1914 год. Первое впечатление от Ахматовой. История их отношений, сыгравшая огромную роль в жизни обоих, случится через много лет. Примечательно, однако, что эту запись в разгар их отношений Пунин покажет Ахматовой, что та подтвердит своей росписью. Удивительное свойство обоих. Но об этом позже.
«Сегодня возвращался из Петрограда с А. Ахматовой. В черном котиковом пальто с меховым воротником и манжетами, в черной бархатной шляпе – она странна и стройна, худая, бледная, бессмертная и мистическая. У нее длинное лицо с хорошо выраженным подбородком, губы тонкие и больные, и немного провалившиеся, как у старухи или покойницы; у нее сильно развиты скулы и особенно нос с горбом, словно сломанный, как у Микеланджело; серые глаза, быстрые, но недоумевающие, останавливающиеся с глупым ожиданием или вопросом, ее руки тонки и изящны, но ее фигура – фигура истерички; говорят, в молодости (Ахматовой в ту пору едва минуло 25 лет. – Н. К.) она могла сгибаться так, что голова приходилась между ног…Она умна, она прошла глубокую поэтическую культуру, она устойчива в своем миросозерцании, она великолепна. Но она невыносима в своем позерстве, и если сегодня она не кривлялась, то это, вероятно, оттого, что я не даю ей для этого достаточного повода».
В женщине Пунин старается видеть не столько безупречность, сколько характерность. Возможно, поэтому трезвый, раздевающий взгляд может содержать в себе одновременно и восторг, и влюбленность.

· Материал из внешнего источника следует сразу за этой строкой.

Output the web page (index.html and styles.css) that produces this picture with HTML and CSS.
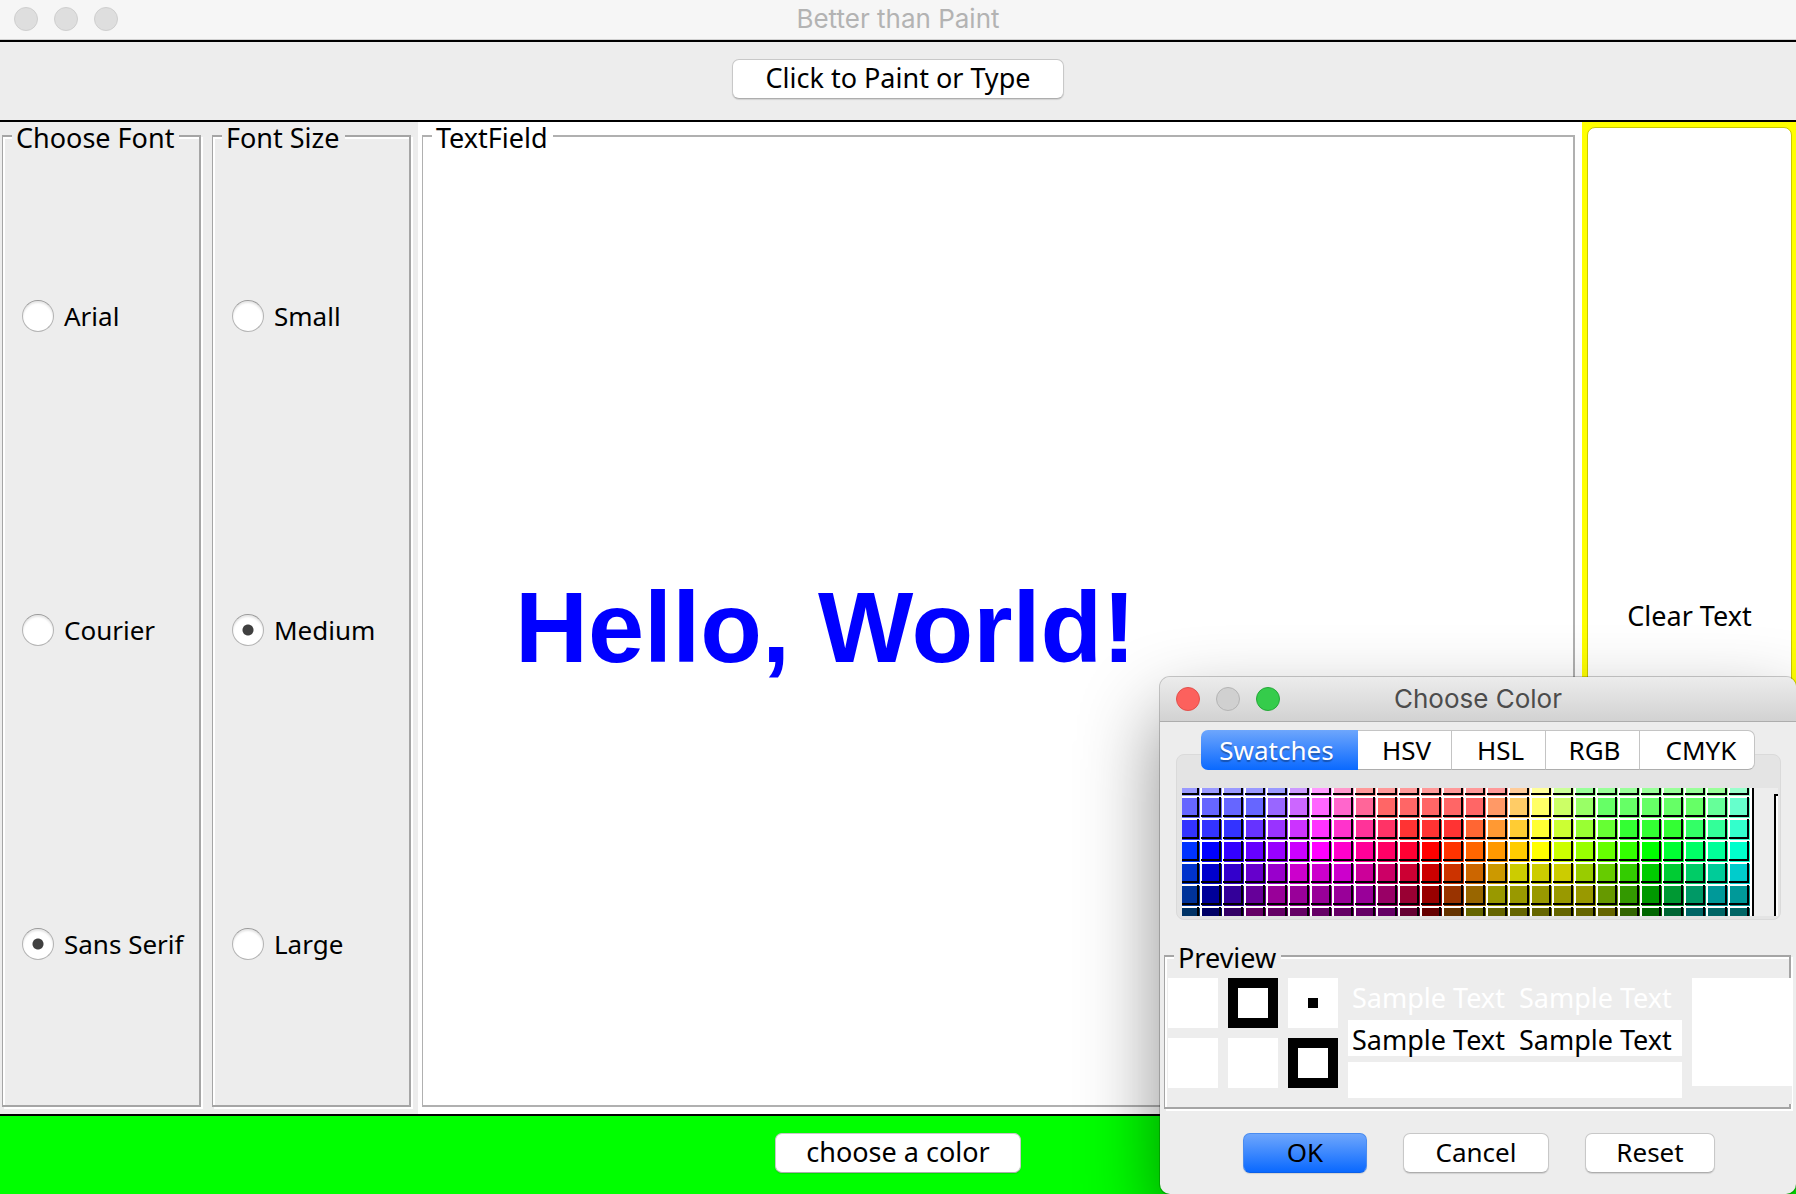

Вот еще один портрет – Лили Брик, с которой у Пунина был короткий, но бурный роман: «Зрачки ее переходят в ресницы и темнеют от волнения; есть наглое и сладкое в ее лице с накрашенными губами и темными веками, она молчит и никогда не кончает… Муж оставил на ней сухую самоуверенность, Маяковский – забитость, но эта „самая обаятельная женщина“ много знает о человеческой любви и любви чувственной. Ее спасает способность любить, сила любви, определенность требований. Не представляю себе женщины, которой я бы мог обладать с большей полнотой. Физически она создана для меня, но она разговаривает об искусстве – я не мог…»
Живописный портрет у Пунина всегда переходит в психологический, даже идеологический, оттого он так подвижен и, несмотря на законченность, не выглядит приговором, как, впрочем, и фиксацией сиюминутного впечатления. Зоркость здесь соседствует с любовью, на которую, как известно, обречен всякий автор. Это портрет, с которого романист может начинать роман.
О каком бы художнике Пунин ни писал, создается ощущение, что он невольно характеризует собственный литературный стиль. Так бывает. Например, в книге «Западно-европейское искусство» о Ван Гоге: «…художник не отдается всецело тому непосредственному впечатлению, которое производит на него натура; он привносит в свои восприятия сложный комплекс идей и чувств».